We also believe that the Respondent failed adequately to explain the nature and quantum of additional professional fees (by way of QS and Engineer) for which the complainants would be responsible. Submissions were made on behalf of the Respondent that clause 4.32(d) of the Architects Appointment was sufficient to discharge this responsibility. We question whether such a sub-clause would be sufficient notification to a client. However it is unnecessary to pursue the point, since that same clause refers to the incorporation of other fees and charges for additional specialist professional advice only "with the specific authority of the client", and there is no evidence that any was ever sought or obtained.

Finally on this point, the same Standard 11.1 deals with the requirement for provisions for termination of the contract, for any special provisions for dispute resolution, and for notification of the clients that architects are subject to the disciplinary sanction of the ARB in relation to complaints of unacceptable professional conduct or serious professional incompetence. It is the Professional Conduct Committee’s understanding that the Respondent conceded that she had not supplied any of this information at the relevant time, namely at the outset of the contract for architectural services between the parties. She argued that such an omission did not constitute unacceptable professional conduct. This is not a view that we share.

Standard 11.3

The Board's case here is that the Respondent failed to ensure that appropriate and effective internal procedures were in place, including monitoring and review procedures, and that such omissions were a breach of the requirements of Standard 11.3

There appears to us to be evidence of the Respondent’s seeking to monitor and review the project and of the valuations and other documentation generated on various occasions during its implementation. We also recognise that it would not have been possible for the Respondent to issue architects instructions in respect of work requested of the contractor directly by the clients/complainants. Nonetheless there were a significant number of variations of the original contractual works where we believe the Respondent was aware of the work undertaken. Her explanations for the delay in addressing these are not in our view satisfactory, though it may be that such breaches fall more naturally to be considered under Standard 11.4 -- a requirement to carry out work without undue delay, rather than under 11.3.

Standard 11.4

The Board alleges that the Respondent failed to carry out professional work in accordance with costs limits agreed with the client, as required by Standard 11.4 of the Code. It cites in particular the Respondent's failure to inform the complainants adequately about the fees that they would incur in relation to the professional charges of the QS, the Respondent’s solicitors, and accountants.

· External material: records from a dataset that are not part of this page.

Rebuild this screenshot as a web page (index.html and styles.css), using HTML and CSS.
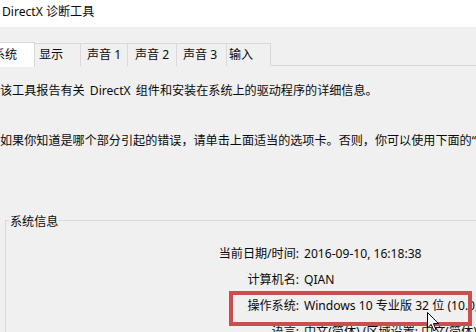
FILE: index.html
```html
<!DOCTYPE html>
<html lang="zh-CN">
<head>
<meta charset="utf-8">
<title>DirectX 诊断工具</title>
<link rel="stylesheet" href="styles.css">
</head>
<body>
<div class="window">
  <div class="titlebar">DirectX 诊断工具</div>
  <div class="tabs">
    <div class="tab active">系统</div>
    <div class="tab t2">显示</div>
    <div class="tab t3">声音 1</div>
    <div class="tab t4">声音 2</div>
    <div class="tab t5">声音 3</div>
    <div class="tab t6">输入</div>
  </div>
  <div class="content">
    <p class="line first">该工具报告有关 DirectX 组件和安装在系统上的驱动程序的详细信息。</p>
    <p class="line second">如果你知道是哪个部分引起的错误，请单击上面适当的选项卡。否则，你可以使用下面的“下一页”按钮按顺序访问每一页。</p>
    <div class="group">
      <div class="legend">系统信息</div>
      <div class="rows">
        <div class="label">当前日期/时间:</div><div class="value">2016-09-10, 16:18:38</div>
        <div class="label">计算机名:</div><div class="value">QIAN</div>
        <div class="label">操作系统:</div><div class="value">Windows 10 专业版 32 位 (10.0, 内部版本 10586)</div>
        <div class="label">语言:</div><div class="value">中文(简体) (区域设置: 中文(简体))</div>
      </div>
    </div>
  </div>
</div>
<div class="highlight"></div>
<svg class="cursor" width="13" height="20" viewBox="0 0 13 20">
  <path d="M0.5 0.5 L0.5 16 L4.2 12.4 L6.8 18.6 L9 17.6 L6.5 11.6 L11.5 11.6 Z" fill="#fff" stroke="#000" stroke-width="1" stroke-linejoin="round"/>
</svg>
</body>
</html>
```
FILE: styles.css
```css
html, body {
  margin: 0;
  padding: 0;
}
body {
  width: 476px;
  height: 332px;
  overflow: hidden;
  position: relative;
  background: #f0f0f0;
  font-family: "Noto Sans", "Noto Sans CJK SC", "Microsoft YaHei", sans-serif;
  font-size: 12.1px;
  color: #0a0a0a;
}
.window {
  width: 476px;
}
.titlebar {
  height: 27px;
  line-height: 24px;
  background: #fff;
  padding-left: 2px;
  white-space: nowrap;
}
.tabs {
  display: flex;
  margin-top: 15px;
  margin-left: -12px;
  height: 24px;
  border-bottom: 1px solid #d9d9d9;
  width: 488px;
  box-sizing: border-box;
}
.tab {
  box-sizing: border-box;
  margin-top: 1px;
  height: 23px;
  line-height: 22px;
  border: 1px solid #d9d9d9;
  border-bottom: none;
  border-left: none;
  background: #f0f0f0;
  white-space: nowrap;
}
.tab.active {
  margin-top: 0;
  height: 25px;
  line-height: 24px;
  width: 47px;
  padding-left: 4px;
  background: #fff;
  border-left: 1px solid #d9d9d9;
  position: relative;
  z-index: 1;
}
.t2 { width: 46px; padding-left: 4px; }
.t3 { width: 47px; padding-left: 6px; }
.t4 { width: 49px; padding-left: 7px; }
.t5 { width: 50px; padding-left: 6px; }
.t6 { width: 44px; padding-left: 2px; }
.content {
  padding-top: 16px;
}
.line {
  margin: 0;
  line-height: 18px;
  white-space: nowrap;
}
.first {
  word-spacing: 2px;
}
.second {
  margin-top: 32px;
}
.group {
  margin-top: 70px;
  margin-left: 5px;
  border-top: 1px solid #d8d8d8;
  border-left: 1px solid #d8d8d8;
  height: 200px;
}
.legend {
  display: inline-block;
  margin-top: -8px;
  margin-left: 3px;
  padding: 0 1px;
  line-height: 18px;
  background: #f0f0f0;
  vertical-align: top;
}
.rows {
  display: grid;
  grid-template-columns: 293px auto;
  column-gap: 5px;
  row-gap: 8px;
  margin-top: 7px;
  line-height: 18px;
  white-space: nowrap;
}
.label {
  text-align: right;
}
.highlight {
  position: absolute;
  left: 229px;
  top: 291px;
  width: 243px;
  height: 35px;
  box-sizing: border-box;
  border: 4px solid #c94f4f;
}
.cursor {
  position: absolute;
  left: 427px;
  top: 312px;
}
```
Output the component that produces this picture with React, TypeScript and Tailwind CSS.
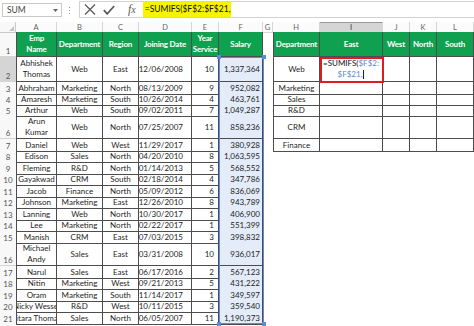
import React from 'react';

const GRID =
  'grid grid-cols-[16px_41px_46px_36px_53px_27px_44px_10px_47px_63px_27px_27px_37px]';

type R = [number, string, string[], string, string, string, string, string];

const data: R[] = [
  [2, 'h-[25px]', ['Abhishek', 'Thomas'], 'Web', 'East', '12/06/2008', '10', '1,337,364'],
  [3, 'h-[11px]', ['Abhraham'], 'Marketing', 'North', '08/13/2009', '9', '952,082'],
  [4, 'h-[11px]', ['Amaresh'], 'Marketing', 'South', '10/26/2014', '4', '463,761'],
  [5, 'h-[12px]', ['Arthur'], 'Web', 'South', '09/02/2011', '7', '1,049,287'],
  [6, 'h-[23px]', ['Arun', 'Kumar'], 'Web', 'North', '07/25/2007', '11', '858,236'],
  [7, 'h-[11px]', ['Daniel'], 'Web', 'West', '11/29/2017', '1', '380,928'],
  [8, 'h-[12px]', ['Edison'], 'Sales', 'North', '04/20/2010', '8', '1,063,595'],
  [9, 'h-[11px]', ['Fleming'], 'R&D', 'North', '01/14/2013', '5', '568,552'],
  [10, 'h-[12px]', ['Gayakwad'], 'CRM', 'South', '02/18/2014', '4', '347,786'],
  [11, 'h-[11px]', ['Jacob'], 'Finance', 'North', '05/09/2012', '6', '836,069'],
  [12, 'h-[12px]', ['Johnson'], 'Marketing', 'East', '12/26/2010', '8', '943,789'],
  [13, 'h-[11px]', ['Lanning'], 'Web', 'North', '10/30/2017', '1', '406,900'],
  [14, 'h-[12px]', ['Lee'], 'Marketing', 'North', '02/22/2017', '1', '551,399'],
  [15, 'h-[11px]', ['Manish'], 'CRM', 'East', '07/03/2015', '3', '398,832'],
  [16, 'h-[24px]', ['Michael', 'Andy'], 'Sales', 'East', '03/31/2008', '10', '936,017'],
  [17, 'h-[11px]', ['Narul'], 'Sales', 'East', '06/17/2016', '2', '567,123'],
  [18, 'h-[12px]', ['Nitin'], 'Marketing', 'West', '09/21/2013', '5', '431,222'],
  [19, 'h-[11px]', ['Oram'], 'Marketing', 'South', '11/14/2017', '1', '349,597'],
  [20, 'h-[12px]', ['Nicky Wessel'], 'R&D', 'West', '10/11/2015', '3', '359,540'],
  [21, 'h-[11px]', ['Sitara Thomas'], 'Sales', 'North', '06/05/2007', '11', '1,190,373'],
];

const rightLabels: Record<number, string> = {
  2: 'Web',
  3: 'Marketing',
  4: 'Sales',
  5: 'R&D',
  6: 'CRM',
  7: 'Finance',
};

const TB = 'border-r border-b border-[#4d4d4d]';
const CENTER = 'flex items-center justify-center text-center overflow-hidden whitespace-nowrap';
const GREEN = `bg-[#0fa14f] text-white font-bold tracking-[-0.2px] ${TB} ${CENTER} leading-[11px]`;

function RowHead({ n, sel }: { n: number | string; sel?: boolean }) {
  return (
    <div
      className={`flex items-end justify-center border-b border-[#d4d4d4] text-[8px] leading-[10px] text-[#555] ${
        sel ? 'bg-[#d5d5d5]' : 'bg-[#f8f8f8]'
      }`}
    >
      {n}
    </div>
  );
}

function DataRow({ r }: { r: R }) {
  const [n, h, name, dept, reg, date, yrs, sal] = r;
  const label = rightLabels[n];
  return (
    <div className={`${GRID} ${h}`}>
      <RowHead n={n} sel={n === 2} />
      <div className={`${TB} border-l ${CENTER} flex-col leading-[11px]`}>
        {name.map((t) => (
          <span key={t}>{t}</span>
        ))}
      </div>
      <div className={`${TB} ${CENTER}`}>{dept}</div>
      <div className={`${TB} ${CENTER}`}>{reg}</div>
      <div className={`${TB} flex items-center justify-end pr-[8px] whitespace-nowrap`}>{date}</div>
      <div className={`${TB} flex items-center justify-end pr-[4px]`}>{yrs}</div>
      <div className={`${TB} flex items-center justify-end pr-[2px] bg-[#e4ecf9]`}>{sal}</div>
      <div />
      {label ? (
        <>
          <div className={`${TB} border-l ${CENTER}`}>{label}</div>
          {n === 2 ? (
            <div className={`${TB} flex flex-col items-center justify-center leading-[11px] whitespace-nowrap`}>
              <span>
                <span className="text-[#111]">=SUMIFS(</span>
                <span className="text-[#5a8ad6]">$F$2:</span>
              </span>
              <span className="flex items-center">
                <span className="text-[#5a8ad6]">$F$21,</span>
                <span className="ml-[1px] inline-block w-px h-[9px] bg-[#222]" />
              </span>
            </div>
          ) : (
            <div className={TB} />
          )}
          <div className={TB} />
          <div className={TB} />
          <div className={TB} />
        </>
      ) : (
        <>
          <div />
          <div />
          <div />
          <div />
          <div />
        </>
      )}
    </div>
  );
}

export default function App() {
  const letters = ['A', 'B', 'C', 'D', 'E', 'F', 'G', 'H', 'I', 'J', 'K', 'L'];
  return (
    <div className="relative w-[474px] h-[326px] overflow-hidden bg-white font-['Lato',sans-serif] text-[8px] text-[#1e1e1e]">
      {/* formula bar */}
      <div className="h-[22px] flex items-start">
        <div className="ml-[2px] mt-[3px] w-[60px] h-[14px] border border-[#c8c8c8] flex items-center justify-between pl-[4px] pr-[3px] text-[8.5px] text-[#444]">
          <span>SUM</span>
          <svg width="5" height="3" viewBox="0 0 5 3">
            <path d="M0 0 L5 0 L2.5 3 Z" fill="#666" />
          </svg>
        </div>
        <div className="ml-[7px] mt-[7px] flex flex-col gap-[2px]">
          <span className="block w-px h-px bg-[#9a9a9a]" />
          <span className="block w-px h-px bg-[#9a9a9a]" />
          <span className="block w-px h-px bg-[#9a9a9a]" />
        </div>
        <div className="ml-[9px] mt-[1px] h-[17px] flex-1 border-l border-t border-b border-[#d2d2d2] flex items-center">
          <svg className="ml-[4px]" width="12" height="11" viewBox="0 0 12 11">
            <path d="M1 0.5 L11 10.5 M11 0.5 L1 10.5" stroke="#5b5b5b" strokeWidth="1.3" />
          </svg>
          <svg className="ml-[7px]" width="12" height="10" viewBox="0 0 12 10">
            <path d="M0.8 5.2 L4.2 8.8 L11.2 1" stroke="#5b5b5b" strokeWidth="1.8" fill="none" />
          </svg>
          <span className="ml-[13px] font-['Liberation_Serif',serif] italic text-[12px] leading-[12px] text-[#5b5b5b]">
            f<span className="text-[10px]">x</span>
          </span>
          <div className="ml-[7px] h-[15px] w-[88px] bg-[#f8f400] flex items-center pl-[2px] text-[8.5px] text-[#111] whitespace-nowrap">
            =SUMIFS($F$2:$F$21,
          </div>
        </div>
      </div>

      {/* column letters */}
      <div className={`${GRID} h-[10px] text-[7.5px] leading-[9px] text-[#666]`}>
        <div className="relative border-r border-b border-[#c9c9c9] bg-[#f8f8f8]">
          <svg className="absolute right-[1px] bottom-[1px]" width="5" height="5" viewBox="0 0 5 5">
            <path d="M5 0 L5 5 L0 5 Z" fill="#c4c4c4" />
          </svg>
        </div>
        {letters.map((l) => (
          <div
            key={l}
            className={`flex items-center justify-center border-r border-b border-[#d6d6d6] ${
              l === 'I' ? 'bg-[#d5d5d5] text-[#333] border-t border-t-[#9a9a9a]' : 'bg-[#fbfbfb]'
            }`}
          >
            {l}
          </div>
        ))}
      </div>

      {/* header row 1 */}
      <div className={`${GRID} h-[25px]`}>
        <RowHead n={1} />
        <div className={`${GREEN} border-l flex-col`}>
          <span>Emp</span>
          <span>Name</span>
        </div>
        <div className={GREEN}>Department</div>
        <div className={GREEN}>Region</div>
        <div className={GREEN}>Joining Date</div>
        <div className={`${GREEN} flex-col`}>
          <span>Year</span>
          <span>Service</span>
        </div>
        <div className={GREEN}>Salary</div>
        <div />
        <div className={`${GREEN} border-l`}>Department</div>
        <div className={GREEN}>East</div>
        <div className={GREEN}>West</div>
        <div className={GREEN}>North</div>
        <div className={GREEN}>South</div>
      </div>

      {data.map((r) => (
        <DataRow key={r[0]} r={r} />
      ))}

      <div className={`${GRID} h-[3px]`}>
        <div className="bg-[#f8f8f8]" />
      </div>

      {/* selection of salary range */}
      <div className="absolute left-[219px] top-[57px] w-[45px] h-[267px] border border-[#5b8bd9]" />
      <div className="absolute left-[217px] top-[55px] w-[4px] h-[4px] bg-[#5b8bd9]" />
      <div className="absolute left-[262px] top-[55px] w-[4px] h-[4px] bg-[#5b8bd9]" />
      <div className="absolute left-[217px] top-[322px] w-[4px] h-[4px] bg-[#5b8bd9]" />
      <div className="absolute left-[262px] top-[322px] w-[4px] h-[4px] bg-[#5b8bd9]" />

      {/* active cell I2 */}
      <div className="absolute left-[320px] top-[57px] w-[64px] h-[26px] border-2 border-[#e21c1c]" />
    </div>
  );
}
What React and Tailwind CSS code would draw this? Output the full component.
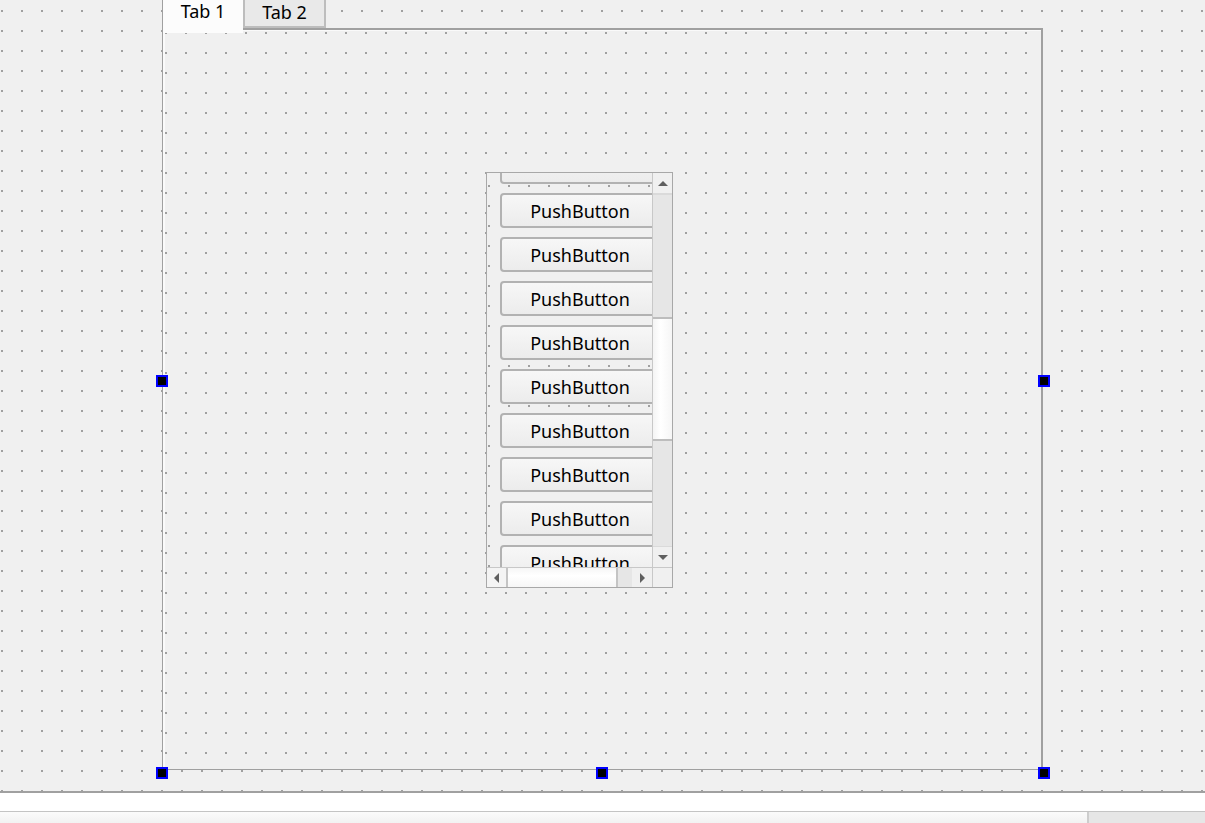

We have already expressed our views on the Respondent's failure to explain the full extent of the QS’s fees when considering the breaches of Standard 11.1.   We have in the same section of this decision commented upon the Respondent’s requiring the complainants to meet her own legal fees and our objection to this. We would raise similar objections were the Respondent to have charged the complainants for her own accountant’s fees. Mr Miller on behalf of the Board concedes that the evidence is unclear on the status of these accountancy fees, and on that basis we make no finding.

We are however strongly of the view that the Respondent did lose track of some of the work that was being undertaken on the project. We have already referred to some of the written communications that the Respondent generated in May 2007, which appear to put the matter beyond argument. We also consider that there is clear evidence which shows that the complainants were unaware of the manner in which the costs were increasing. We believe that the Code imposes a duty upon the Respondent to explain these increases, howsoever arising, to the complainants in a clear and timely manner.  In our view the Respondent failed to do so.

We also consider that her failure to explain in writing the impact of the extensions of time granted and the reasons for the granting of such extensions to the contractor, are further and significant breaches of this part of the Code. As with some of the other allegations raised by the Board, the breaches could be seen to relate to more than one principle incorporated in the Code. The Board seeks to place the Respondent’s failure to deal satisfactorily with the changes in the operation of the liquidated damages clause under Standard 11.4. In our view it could equally properly be considered under Standard 11.5. Either way, there is no doubt in our view that the Respondent's conduct in this aspect of the contract was not in compliance with her duties under the Code.

Standard 11.5

The final allegation made against the Respondent is that she failed to keep her clients informed of issues that may have significantly affected the (overall) cost (of the project) as required by Standard 11.5
It is clear from the evidence already referred to in this decision that there were significant periods of time during the contract when the Respondent did not herself understand the full financial impact of the work, including variations, completed by the contractor. During such periods the Respondent would plainly be unable to keep the complainants adequately updated in the change in overall costs. The Respondent was obliged to retain a comprehensive understanding of the costs of the project and to keep the complainants abreast of such changes/increases on a regular basis. We do not consider that she did so.
It is our view that the correct approach to deciding whether the various breaches of the Code are sufficient serious as to constitute unacceptable professional conduct, is to consider the totality of the breaches and not to examine each allegation separately and then decide individually whether the particular breach is of sufficient seriousness to justify such a designation. When considering the entirety of the allegations made (and as indicated above, proved) by the Board, we consider the Respondent’s conduct of this project was in clear breach of a significant number of requirements of the Code. We have no hesitation in saying that these breaches constitute unacceptable professional conduct by the Respondent.

Following written mitigation provided by Ms Blakely (formerly known as Ms Faulkner) the Committee made the following decision on penalty as released on 23 January 2011:

We believe it to be sufficient therefore to say that we viewed the totality of the breaches of the code as constituting a serious infraction.  Together they had a substantial impact upon the client, and overall reflected badly on the profession. We have considered carefully the mitigating factors that have been put forward on the Respondent's behalf by her solicitors, and have taken these into account as appropriate.  We take the view that the maximum penalty of 2500 GBP is the correct penalty in this matter, and we therefore order that the Respondent do pay this to the Board within a period of twenty eight days.